The Rangers outside many campuses are a permanent fixture but even that does not deter the miscreants. Is this the mandate of our political leaders? To totally ruin the younger generation’s future in academics and to simply use them as pawns in their personal bids for power?

Our President and Prime Minister float high-flown plans for higher education and the need for technical education, and allot millions from the tax payers’ funds for the purpose. But at the basic level, there are thousands of students whose attendance in colleges and universities is for the sake of maintaining a political stranglehold.

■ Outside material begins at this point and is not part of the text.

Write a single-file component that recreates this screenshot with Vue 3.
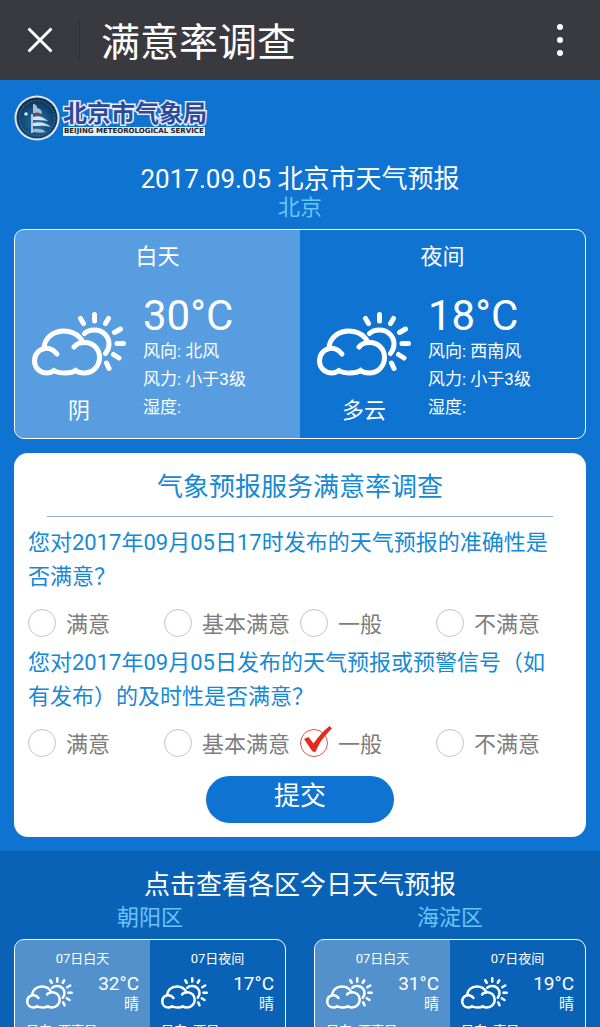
<script setup>
import { ref } from 'vue'

const rays = [
  'M62.5 2.5V9', 'M48.5 6.5L51.5 11.5', 'M76.5 6.5L73.5 11.5', 'M88.5 17L82.5 20.5',
  'M85 31.5H91.5', 'M81.5 42.5L87 46', 'M74.5 51L77 56.5',
]

const today = [
  { label: '白天', sky: '阴', temp: '30°C', details: ['风向: 北风', '风力: 小于3级', '湿度:'] },
  { label: '夜间', sky: '多云', temp: '18°C', details: ['风向: 西南风', '风力: 小于3级', '湿度:'] },
]

const districts = [
  {
    name: '朝阳区',
    parts: [
      { label: '07日白天', temp: '32°C', sky: '晴', wind: '风向: 西南风' },
      { label: '07日夜间', temp: '17°C', sky: '晴', wind: '风向: 西风' },
    ],
  },
  {
    name: '海淀区',
    parts: [
      { label: '07日白天', temp: '31°C', sky: '晴', wind: '风向: 西南风' },
      { label: '07日夜间', temp: '19°C', sky: '晴', wind: '风向: 南风' },
    ],
  },
]

const choices = ['满意', '基本满意', '一般', '不满意']
const questions = ref([
  { id: 'accuracy', text: '您对2017年09月05日17时发布的天气预报的准确性是否满意？', answer: '' },
  { id: 'timeliness', text: '您对2017年09月05日发布的天气预报或预警信号（如有发布）的及时性是否满意？', answer: '一般' },
])
</script>

<template>
  <div class="app">
    <header class="bar">
      <button class="bar-btn close" type="button" aria-label="关闭">
        <svg width="26" height="26" viewBox="0 0 26 26"><path d="M1.5 1.5L24.5 24.5M24.5 1.5L1.5 24.5" /></svg>
      </button>
      <h1 class="bar-title">满意率调查</h1>
      <button class="bar-btn more" type="button" aria-label="更多">
        <svg width="8" height="34" viewBox="0 0 8 34">
          <circle cx="4" cy="4" r="3" /><circle cx="4" cy="17" r="3" /><circle cx="4" cy="30" r="3" />
        </svg>
      </button>
    </header>

    <main class="content">
      <section class="hero">
        <div class="brand">
          <svg class="emblem" width="46" height="46" viewBox="0 0 46 46">
            <defs>
              <radialGradient id="globe" cx="0.5" cy="0.6" r="0.6">
                <stop offset="0" stop-color="#2a72a8" />
                <stop offset="0.6" stop-color="#124a78" />
                <stop offset="1" stop-color="#0b2a48" />
              </radialGradient>
            </defs>
            <circle cx="23" cy="23" r="22.5" fill="#dfe7ec" />
            <circle cx="23" cy="23" r="20.5" fill="url(#globe)" />
            <circle cx="23" cy="23" r="17.5" fill="none" stroke="#7fa0b8" stroke-width="1.5" stroke-dasharray="1.5 1.5" opacity="0.4" />
            <path d="M19 9C22 9 23 11 23 13C27 14 28 16 28 19C24 17 21 18 19 18V9Z" fill="#a9bfd0" />
            <path d="M17 19V38H19V19Z" fill="#b7cad8" />
            <path d="M19 22C25 20 29 22 34 26C29 25 25 25 19 25Z" fill="#d6e3ec" />
            <path d="M19 28C26 26 32 28 37 32C30 30 25 31 19 31Z" fill="#d6e3ec" />
            <path d="M19 34C25 33 29 34 32 37C28 38 24 38 19 37Z" fill="#9fb9cc" />
            <circle cx="12" cy="19" r="1.8" fill="#dce8f0" />
            <circle cx="23" cy="19" r="1.5" fill="#c52b3a" />
          </svg>
          <div class="brand-text">
            <span class="brand-cn">北京市气象局</span>
            <span class="brand-en">BEIJING METEOROLOGICAL SERVICE</span>
          </div>
        </div>

        <h2 class="heading">2017.09.05 北京市天气预报</h2>
        <p class="region">北京</p>

        <div class="today frame">
          <article v-for="part in today" :key="part.label" class="half">
            <h3 class="half-title">{{ part.label }}</h3>
            <div class="half-body">
              <div class="sky">
                <svg class="weather" viewBox="0 0 94 64">
                  <path d="M25 42C21 37 16 36 12.500 36.500C6 38 2.500 43 2.500 49C2.500 56 8 61 15 61C18 61 20 60 22 58.500C25 60.500 29 61 33 61C37 61 41 60.500 43.500 58.500C46 60.500 49 61 52 61C61 61 67.500 54 67.500 45.500C67.500 37 61 30.500 53 30.500C48 30.500 44 32 42 35" />
                  <path d="M12 36C12.500 27 20 19 32 19C41 19 47 23 51 30" />
                  <path d="M52.500 21.500C55 19 59 18 62.500 18C71 18 77 24.500 77 32C77 36 75.500 39 73.500 41.500" />
                  <path v-for="ray in rays" :key="ray" :d="ray" />
                </svg>
                <p class="sky-name">{{ part.sky }}</p>
              </div>
              <div>
                <p class="temp">{{ part.temp }}</p>
                <p v-for="line in part.details" :key="line" class="detail">{{ line }}</p>
              </div>
            </div>
          </article>
        </div>

        <form class="survey" @submit.prevent>
          <h2 class="survey-title">气象预报服务满意率调查</h2>
          <fieldset v-for="question in questions" :key="question.id" class="question">
            <legend class="question-text">{{ question.text }}</legend>
            <div class="choices">
              <label v-for="choice in choices" :key="choice" class="choice">
                <span class="mark">
                  <input v-model="question.answer" class="radio" type="radio" :name="question.id" :value="choice" />
                  <svg v-if="question.answer === choice" class="tick" width="32" height="32" viewBox="0 0 32 32">
                    <path d="M4 14L8.500 12L13.500 18.500C18 12 23 6 29.500 1L32 3.500C25 10 19 18 15.500 27L12.500 26.500Z" />
                  </svg>
                </span>
                {{ choice }}
              </label>
            </div>
          </fieldset>
          <button class="submit" type="submit">提交</button>
        </form>
      </section>

      <section class="areas">
        <h2 class="heading">点击查看各区今日天气预报</h2>
        <div class="area-list">
          <a v-for="area in districts" :key="area.name" class="area" href="#">
            <span class="area-name">{{ area.name }}</span>
            <span class="area-card frame">
              <span v-for="part in area.parts" :key="part.label" class="half small">
                <span class="small-title">{{ part.label }}</span>
                <span class="small-body">
                  <svg class="weather weather-small" viewBox="0 0 94 64">
                    <path d="M25 42C21 37 16 36 12.500 36.500C6 38 2.500 43 2.500 49C2.500 56 8 61 15 61C18 61 20 60 22 58.500C25 60.500 29 61 33 61C37 61 41 60.500 43.500 58.500C46 60.500 49 61 52 61C61 61 67.500 54 67.500 45.500C67.500 37 61 30.500 53 30.500C48 30.500 44 32 42 35" />
                    <path d="M12 36C12.500 27 20 19 32 19C41 19 47 23 51 30" />
                    <path d="M52.500 21.500C55 19 59 18 62.500 18C71 18 77 24.500 77 32C77 36 75.500 39 73.500 41.500" />
                    <path v-for="ray in rays" :key="ray" :d="ray" />
                  </svg>
                  <span class="small-info">
                    <span class="small-temp">{{ part.temp }}</span>
                    <span class="small-sky">{{ part.sky }}</span>
                  </span>
                </span>
                <span class="small-wind">{{ part.wind }}</span>
              </span>
            </span>
          </a>
        </div>
      </section>
    </main>
  </div>
</template>

<style>
body {
  background: #0a62b7;
}
</style>

<style scoped>
.app {
  display: flex;
  flex-direction: column;
  height: 100vh;
  color: #fff;
  font-family: Roboto, "Noto Sans CJK SC", sans-serif;
}
h1, h2, h3, p {
  margin: 0;
  font-weight: 400;
}
button {
  border: 0;
  color: inherit;
  font-family: inherit;
  cursor: pointer;
}
.bar {
  display: flex;
  flex: none;
  align-items: center;
  height: 80px;
  background: #393a3f;
}
.bar-btn {
  display: flex;
  align-items: center;
  justify-content: center;
  width: 80px;
  height: 40px;
  padding: 0;
  background: none;
}
.close {
  border-right: 1px solid #2f3034;
}
.close path {
  fill: none;
  stroke: #fff;
  stroke-width: 3;
}
.more circle {
  fill: #fff;
}
.bar-title {
  flex: 1;
  padding: 5px 0 0 21px;
  font-size: 39px;
  line-height: 48px;
}
.content {
  flex: 1;
  min-height: 0;
  overflow-y: auto;
  scrollbar-width: none;
}
.hero {
  padding: 15px 14px 14px;
  background: #0f73d2;
}
.brand {
  display: flex;
  align-items: center;
  gap: 3px;
  margin-bottom: 21px;
}
.brand-text {
  display: flex;
  flex-direction: column;
  align-items: flex-start;
}
.brand-cn {
  color: #2c4a9a;
  font-size: 24px;
  font-weight: 700;
  line-height: 26px;
  paint-order: stroke fill;
  -webkit-text-stroke: 3px #e6eefa;
}
.brand-en {
  padding: 0 1px;
  background: #e6eefa;
  color: #222;
  font-family: "DejaVu Sans", sans-serif;
  font-size: 7px;
  font-weight: 700;
  line-height: 9px;
  white-space: nowrap;
}
.heading {
  font-size: 26px;
  line-height: 34px;
  text-align: center;
}
.region {
  margin-bottom: 9px;
  color: #6bc5fb;
  font-size: 22px;
  line-height: 24px;
  text-align: center;
}
.frame {
  display: grid;
  grid-template-columns: 1fr 1fr;
  overflow: hidden;
  border: 1px solid #fff;
  border-radius: 10px;
}
.half:first-child {
  background: rgba(255, 255, 255, 0.3);
}
.today .half {
  padding: 11px 17px 17px;
}
.half-title {
  margin-bottom: 22px;
  font-size: 22px;
  line-height: 32px;
  text-align: center;
}
.half-body {
  display: flex;
  align-items: flex-end;
  gap: 17px;
}
.weather {
  display: block;
  width: 94px;
  height: 64px;
  fill: none;
  stroke: #fff;
  stroke-width: 5;
  stroke-linecap: round;
}
.sky-name {
  margin-top: 25px;
  font-size: 22px;
  line-height: 20px;
  text-align: center;
}
.temp {
  font-size: 42px;
  line-height: 42px;
}
.detail {
  font-size: 17px;
  line-height: 28px;
}
.survey {
  margin-top: 14px;
  padding: 17px 14px 14px;
  border-radius: 14px;
  background: #fff;
}
.survey-title {
  margin: 0 19px;
  padding-bottom: 12px;
  border-bottom: 1px solid #8fb0dc;
  color: #1489d6;
  font-size: 26px;
  line-height: 34px;
  text-align: center;
}
.question {
  min-width: 0;
  margin: 9px 0 0;
  padding: 0;
  border: 0;
}
.question-text {
  padding: 0 10px 0 0;
  color: #1489d6;
  font-size: 22px;
  line-height: 34px;
}
.choices {
  display: grid;
  grid-template-columns: repeat(4, 1fr);
  padding-top: 15px;
}
.choice {
  display: flex;
  align-items: flex-end;
  gap: 10px;
  color: #7d7d7d;
  font-size: 22px;
  line-height: 24px;
  white-space: nowrap;
}
.mark {
  position: relative;
  flex: none;
  width: 28px;
  height: 28px;
}
.radio {
  display: block;
  width: 28px;
  height: 28px;
  margin: 0;
  border: 1px solid #c4c4c4;
  border-radius: 50%;
  appearance: none;
}
.radio:checked {
  border-color: #e8504a;
}
.tick {
  position: absolute;
  bottom: 0;
  left: 0;
  fill: #e42a20;
  pointer-events: none;
}
.submit {
  display: block;
  width: 188px;
  height: 47px;
  margin: 19px auto 0;
  padding: 0 0 8px;
  border-radius: 24px;
  background: #0f73d2;
  font-size: 26px;
  line-height: 34px;
}
.areas {
  padding: 17px 14px 14px;
  background: #0a62b7;
}
.area-list {
  display: grid;
  grid-template-columns: 1fr 1fr;
  gap: 28px;
}
.area {
  color: #fff;
  text-decoration: none;
}
.area-name {
  display: block;
  margin-bottom: 5px;
  color: #6bc5fb;
  font-size: 22px;
  line-height: 32px;
  text-align: center;
}
.small {
  display: block;
  padding: 9px 11px;
}
.small-title,
.small-wind {
  display: block;
  font-size: 13px;
  line-height: 20px;
}
.small-title {
  margin-bottom: 4px;
  text-align: center;
}
.small-body {
  display: flex;
  align-items: center;
  justify-content: space-between;
  margin-bottom: 8px;
}
.weather-small {
  width: 47px;
  height: 32px;
}
.small-info {
  text-align: right;
}
.small-temp,
.small-sky {
  display: block;
}
.small-temp {
  font-size: 19px;
  line-height: 22px;
}
.small-sky {
  font-size: 15px;
  line-height: 18px;
}
</style>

What kind of leaders are these people who want their followers to excel at the art of violence and compromise their future? And what kinds of parents turn a blind eye to their children’s actions, unconcerned or unaware of the goings-on in their lives? And what of the vision of the educationists who are handling these children’s futures?

While political leaders will use any tool for their personal benefits, it is the other stakeholders who need to wakeup and realize that the culture of politics and violence amongst students is what will take us down as a nation. If the civil society wants an environment where they are not afraid to send their children to school and colleges, they must then realize that this culture must be curtailed even if it doesn’t directly concern them now.

Our youth comprises a brilliant set of youngsters, who have no direction – either from their parents or the educationists – who stay involved in power play and politics.

Extra-curricular activities have almost come to a standstill and literary councils are almost non-existent in government colleges.

These are the same youngsters, who rose as one at the time of the October 8 earthquake, volunteering their help in everyway, in the most trying of circumstances. Can they not be re-directed towards positive activities?

Do none of the political leaders have the capability of creating literate figures instead of bloodletting hooligans? One wonders if there will ever be answers to these questions, or else we are doomed to see our children being hanged as terrorists.